- _EXERCISE AIM_:
Retype, exactly as they stand, the lines from the start of the data to the line that contains "const lidicka = 'CZ Břeclav, Lidická';", both ends included. Leave the pictures out.
** Start **
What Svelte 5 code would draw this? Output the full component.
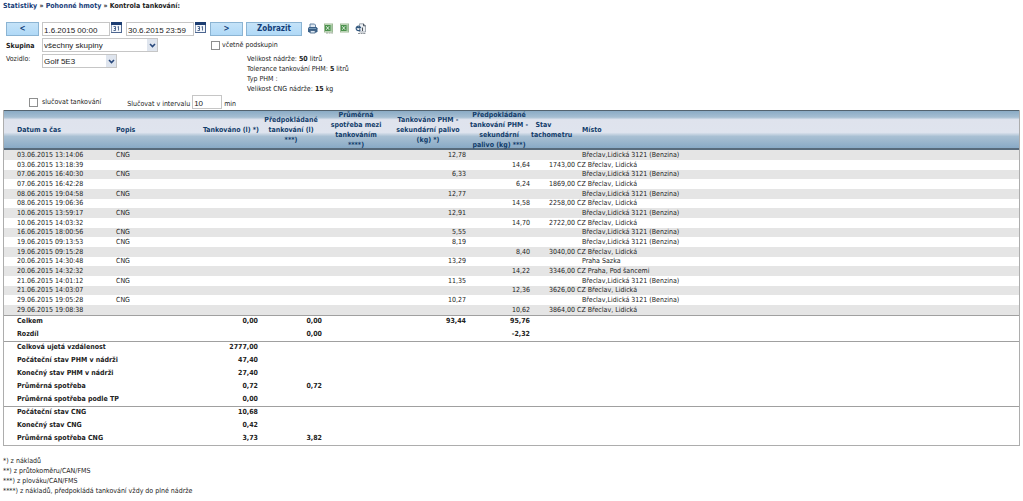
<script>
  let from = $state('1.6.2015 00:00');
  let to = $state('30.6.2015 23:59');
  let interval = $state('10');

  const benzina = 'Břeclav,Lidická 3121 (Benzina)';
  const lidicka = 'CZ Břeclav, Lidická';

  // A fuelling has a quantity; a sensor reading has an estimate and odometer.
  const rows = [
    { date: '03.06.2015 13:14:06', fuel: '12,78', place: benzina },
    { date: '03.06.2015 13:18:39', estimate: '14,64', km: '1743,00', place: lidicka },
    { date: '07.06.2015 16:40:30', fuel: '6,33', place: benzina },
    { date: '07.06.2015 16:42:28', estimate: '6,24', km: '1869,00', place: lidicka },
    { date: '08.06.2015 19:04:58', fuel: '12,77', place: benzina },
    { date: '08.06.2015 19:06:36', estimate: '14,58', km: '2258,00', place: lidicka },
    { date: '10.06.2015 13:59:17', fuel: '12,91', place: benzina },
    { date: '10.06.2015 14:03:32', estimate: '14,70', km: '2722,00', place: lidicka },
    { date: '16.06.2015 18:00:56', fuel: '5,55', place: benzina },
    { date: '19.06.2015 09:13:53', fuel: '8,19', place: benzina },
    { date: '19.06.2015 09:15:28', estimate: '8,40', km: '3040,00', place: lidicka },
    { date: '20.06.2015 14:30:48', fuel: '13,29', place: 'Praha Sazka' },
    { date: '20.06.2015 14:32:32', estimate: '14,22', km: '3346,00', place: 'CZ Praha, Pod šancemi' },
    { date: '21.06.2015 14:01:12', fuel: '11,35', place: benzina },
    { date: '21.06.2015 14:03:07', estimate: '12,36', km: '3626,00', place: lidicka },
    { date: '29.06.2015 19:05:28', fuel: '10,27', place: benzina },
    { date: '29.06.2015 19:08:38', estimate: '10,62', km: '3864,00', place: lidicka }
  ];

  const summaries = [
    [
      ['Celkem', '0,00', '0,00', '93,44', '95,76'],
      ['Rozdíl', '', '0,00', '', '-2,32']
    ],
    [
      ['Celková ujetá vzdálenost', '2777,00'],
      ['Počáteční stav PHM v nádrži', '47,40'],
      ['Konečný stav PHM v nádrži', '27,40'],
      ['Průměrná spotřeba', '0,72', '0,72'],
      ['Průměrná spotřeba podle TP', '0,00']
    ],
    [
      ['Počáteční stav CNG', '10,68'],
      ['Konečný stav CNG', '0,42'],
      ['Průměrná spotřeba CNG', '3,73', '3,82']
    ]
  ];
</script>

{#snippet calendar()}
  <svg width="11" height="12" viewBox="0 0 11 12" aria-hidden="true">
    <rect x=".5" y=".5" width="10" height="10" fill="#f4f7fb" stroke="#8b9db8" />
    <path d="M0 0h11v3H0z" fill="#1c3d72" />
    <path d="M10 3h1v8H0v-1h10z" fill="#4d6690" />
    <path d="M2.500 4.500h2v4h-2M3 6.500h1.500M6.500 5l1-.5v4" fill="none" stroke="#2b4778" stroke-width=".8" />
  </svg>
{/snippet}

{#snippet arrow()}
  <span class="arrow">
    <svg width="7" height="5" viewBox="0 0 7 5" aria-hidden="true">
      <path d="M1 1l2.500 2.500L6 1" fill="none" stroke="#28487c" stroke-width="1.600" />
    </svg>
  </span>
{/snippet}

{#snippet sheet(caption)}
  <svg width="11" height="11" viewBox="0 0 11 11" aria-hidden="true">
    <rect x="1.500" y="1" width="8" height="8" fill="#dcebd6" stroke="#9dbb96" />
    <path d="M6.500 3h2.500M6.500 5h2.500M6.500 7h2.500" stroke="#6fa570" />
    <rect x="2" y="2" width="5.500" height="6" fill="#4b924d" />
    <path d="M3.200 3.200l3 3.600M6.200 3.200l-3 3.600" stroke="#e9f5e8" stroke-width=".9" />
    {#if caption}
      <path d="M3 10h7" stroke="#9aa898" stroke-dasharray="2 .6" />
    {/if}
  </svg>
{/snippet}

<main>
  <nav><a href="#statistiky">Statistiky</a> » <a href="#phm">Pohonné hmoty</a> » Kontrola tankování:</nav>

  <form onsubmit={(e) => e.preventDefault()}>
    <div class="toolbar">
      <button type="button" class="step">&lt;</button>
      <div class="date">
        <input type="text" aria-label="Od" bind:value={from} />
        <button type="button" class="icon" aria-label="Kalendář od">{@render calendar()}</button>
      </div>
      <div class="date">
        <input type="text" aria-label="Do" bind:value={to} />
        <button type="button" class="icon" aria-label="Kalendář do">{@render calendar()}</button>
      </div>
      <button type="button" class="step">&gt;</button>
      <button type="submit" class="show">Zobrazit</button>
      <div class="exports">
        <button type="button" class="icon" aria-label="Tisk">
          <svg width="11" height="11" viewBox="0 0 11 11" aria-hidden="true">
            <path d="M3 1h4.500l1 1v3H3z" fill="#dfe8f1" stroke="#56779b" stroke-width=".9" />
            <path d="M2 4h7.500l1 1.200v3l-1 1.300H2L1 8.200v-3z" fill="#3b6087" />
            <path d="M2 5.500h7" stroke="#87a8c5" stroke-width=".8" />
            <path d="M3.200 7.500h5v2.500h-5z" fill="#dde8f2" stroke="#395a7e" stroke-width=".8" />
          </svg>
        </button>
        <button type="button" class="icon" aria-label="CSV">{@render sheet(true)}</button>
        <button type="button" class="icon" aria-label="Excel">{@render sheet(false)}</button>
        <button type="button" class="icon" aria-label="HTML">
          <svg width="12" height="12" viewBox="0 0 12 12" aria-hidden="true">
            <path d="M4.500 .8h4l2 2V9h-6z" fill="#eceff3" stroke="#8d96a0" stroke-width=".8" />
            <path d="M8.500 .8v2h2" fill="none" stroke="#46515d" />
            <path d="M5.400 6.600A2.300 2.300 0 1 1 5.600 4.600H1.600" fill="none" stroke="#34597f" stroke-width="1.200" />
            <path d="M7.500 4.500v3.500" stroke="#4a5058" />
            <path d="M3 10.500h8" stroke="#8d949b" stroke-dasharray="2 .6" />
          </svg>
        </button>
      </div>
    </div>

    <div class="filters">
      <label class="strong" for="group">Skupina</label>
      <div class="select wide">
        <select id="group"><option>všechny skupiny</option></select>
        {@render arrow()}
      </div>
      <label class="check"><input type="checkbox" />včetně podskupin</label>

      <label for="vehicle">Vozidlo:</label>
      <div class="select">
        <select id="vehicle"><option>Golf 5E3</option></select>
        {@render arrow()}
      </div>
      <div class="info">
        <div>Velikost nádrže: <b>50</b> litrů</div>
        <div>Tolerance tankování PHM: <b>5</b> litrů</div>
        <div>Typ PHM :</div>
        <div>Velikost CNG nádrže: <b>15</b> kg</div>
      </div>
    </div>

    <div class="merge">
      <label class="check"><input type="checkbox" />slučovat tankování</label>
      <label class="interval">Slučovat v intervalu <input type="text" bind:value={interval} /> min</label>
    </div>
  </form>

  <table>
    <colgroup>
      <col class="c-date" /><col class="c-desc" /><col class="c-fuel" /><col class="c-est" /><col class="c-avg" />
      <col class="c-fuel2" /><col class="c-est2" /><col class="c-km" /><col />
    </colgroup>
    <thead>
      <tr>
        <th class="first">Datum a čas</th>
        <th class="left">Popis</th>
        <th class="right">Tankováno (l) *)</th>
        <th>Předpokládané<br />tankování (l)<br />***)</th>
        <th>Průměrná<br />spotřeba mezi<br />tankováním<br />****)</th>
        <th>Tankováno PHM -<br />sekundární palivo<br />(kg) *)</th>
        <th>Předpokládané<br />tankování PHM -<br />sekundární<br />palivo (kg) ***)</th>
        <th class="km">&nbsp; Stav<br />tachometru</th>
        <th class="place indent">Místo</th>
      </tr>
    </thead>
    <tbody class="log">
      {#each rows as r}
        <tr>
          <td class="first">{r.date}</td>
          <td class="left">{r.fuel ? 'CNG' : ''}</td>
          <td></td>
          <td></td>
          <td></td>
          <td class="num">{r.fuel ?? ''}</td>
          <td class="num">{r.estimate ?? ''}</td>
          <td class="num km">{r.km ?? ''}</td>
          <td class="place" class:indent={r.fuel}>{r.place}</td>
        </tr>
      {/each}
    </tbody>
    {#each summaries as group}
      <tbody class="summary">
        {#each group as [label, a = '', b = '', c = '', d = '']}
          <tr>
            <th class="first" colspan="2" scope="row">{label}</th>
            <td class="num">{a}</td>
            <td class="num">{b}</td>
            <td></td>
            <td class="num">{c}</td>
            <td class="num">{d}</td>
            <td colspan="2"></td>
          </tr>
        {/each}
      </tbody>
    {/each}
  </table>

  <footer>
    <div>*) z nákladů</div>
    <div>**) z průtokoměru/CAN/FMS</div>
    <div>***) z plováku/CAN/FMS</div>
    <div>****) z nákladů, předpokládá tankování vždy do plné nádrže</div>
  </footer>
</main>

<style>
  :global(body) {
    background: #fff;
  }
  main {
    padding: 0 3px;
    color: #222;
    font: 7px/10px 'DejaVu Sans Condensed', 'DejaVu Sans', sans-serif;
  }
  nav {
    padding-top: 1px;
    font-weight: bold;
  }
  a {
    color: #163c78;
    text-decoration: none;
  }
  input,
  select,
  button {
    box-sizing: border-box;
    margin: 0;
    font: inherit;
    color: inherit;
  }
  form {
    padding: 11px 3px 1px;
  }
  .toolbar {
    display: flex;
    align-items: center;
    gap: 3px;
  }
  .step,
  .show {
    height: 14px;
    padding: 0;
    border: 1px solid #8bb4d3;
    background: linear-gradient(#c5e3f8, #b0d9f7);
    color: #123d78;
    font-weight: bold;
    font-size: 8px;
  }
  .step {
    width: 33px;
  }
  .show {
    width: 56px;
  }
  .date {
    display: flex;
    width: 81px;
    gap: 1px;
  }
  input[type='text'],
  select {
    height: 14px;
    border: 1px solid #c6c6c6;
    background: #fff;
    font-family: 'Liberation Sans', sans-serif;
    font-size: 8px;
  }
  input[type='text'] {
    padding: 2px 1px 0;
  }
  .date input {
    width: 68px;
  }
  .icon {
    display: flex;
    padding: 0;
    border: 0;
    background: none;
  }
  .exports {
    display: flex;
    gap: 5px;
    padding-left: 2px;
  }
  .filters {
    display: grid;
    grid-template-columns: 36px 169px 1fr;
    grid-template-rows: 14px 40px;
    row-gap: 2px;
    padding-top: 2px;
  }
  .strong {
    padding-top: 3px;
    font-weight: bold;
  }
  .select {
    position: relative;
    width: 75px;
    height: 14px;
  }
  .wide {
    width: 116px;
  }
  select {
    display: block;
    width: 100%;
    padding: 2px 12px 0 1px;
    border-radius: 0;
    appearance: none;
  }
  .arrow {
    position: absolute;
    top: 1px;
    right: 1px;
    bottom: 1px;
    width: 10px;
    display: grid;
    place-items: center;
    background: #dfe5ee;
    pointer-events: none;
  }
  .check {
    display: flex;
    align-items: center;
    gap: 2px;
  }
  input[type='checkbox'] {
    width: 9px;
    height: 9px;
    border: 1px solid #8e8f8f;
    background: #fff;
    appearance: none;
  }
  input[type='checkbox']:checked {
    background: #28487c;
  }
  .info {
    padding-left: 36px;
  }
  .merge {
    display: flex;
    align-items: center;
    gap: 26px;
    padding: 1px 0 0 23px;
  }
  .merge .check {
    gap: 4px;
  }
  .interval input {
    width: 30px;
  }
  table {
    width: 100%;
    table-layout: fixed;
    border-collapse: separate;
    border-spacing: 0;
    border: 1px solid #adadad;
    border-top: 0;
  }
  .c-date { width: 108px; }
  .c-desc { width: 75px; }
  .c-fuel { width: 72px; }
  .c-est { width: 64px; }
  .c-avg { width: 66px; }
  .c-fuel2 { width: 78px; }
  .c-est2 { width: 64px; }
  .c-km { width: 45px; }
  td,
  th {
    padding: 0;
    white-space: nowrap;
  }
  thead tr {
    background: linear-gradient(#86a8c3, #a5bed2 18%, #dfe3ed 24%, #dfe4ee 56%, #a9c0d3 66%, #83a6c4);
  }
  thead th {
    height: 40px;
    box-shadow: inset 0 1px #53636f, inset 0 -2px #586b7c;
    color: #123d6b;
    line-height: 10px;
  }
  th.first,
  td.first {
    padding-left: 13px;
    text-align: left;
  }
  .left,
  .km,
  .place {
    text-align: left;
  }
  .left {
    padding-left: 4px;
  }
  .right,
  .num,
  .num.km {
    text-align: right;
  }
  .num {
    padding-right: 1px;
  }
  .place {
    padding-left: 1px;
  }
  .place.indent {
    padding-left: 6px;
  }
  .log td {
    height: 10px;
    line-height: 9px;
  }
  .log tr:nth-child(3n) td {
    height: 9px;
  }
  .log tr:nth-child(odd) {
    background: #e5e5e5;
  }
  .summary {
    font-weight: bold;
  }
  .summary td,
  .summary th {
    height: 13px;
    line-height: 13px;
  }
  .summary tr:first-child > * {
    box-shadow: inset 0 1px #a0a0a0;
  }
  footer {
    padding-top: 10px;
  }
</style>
** End **
- _CORRECT RESPONSE_:
What Svelte 5 code would draw this? Output the full component.
<script>
  let from = $state('1.6.2015 00:00');
  let to = $state('30.6.2015 23:59');
  let interval = $state('10');

  const benzina = 'Břeclav,Lidická 3121 (Benzina)';
  const lidicka = 'CZ Břeclav, Lidická';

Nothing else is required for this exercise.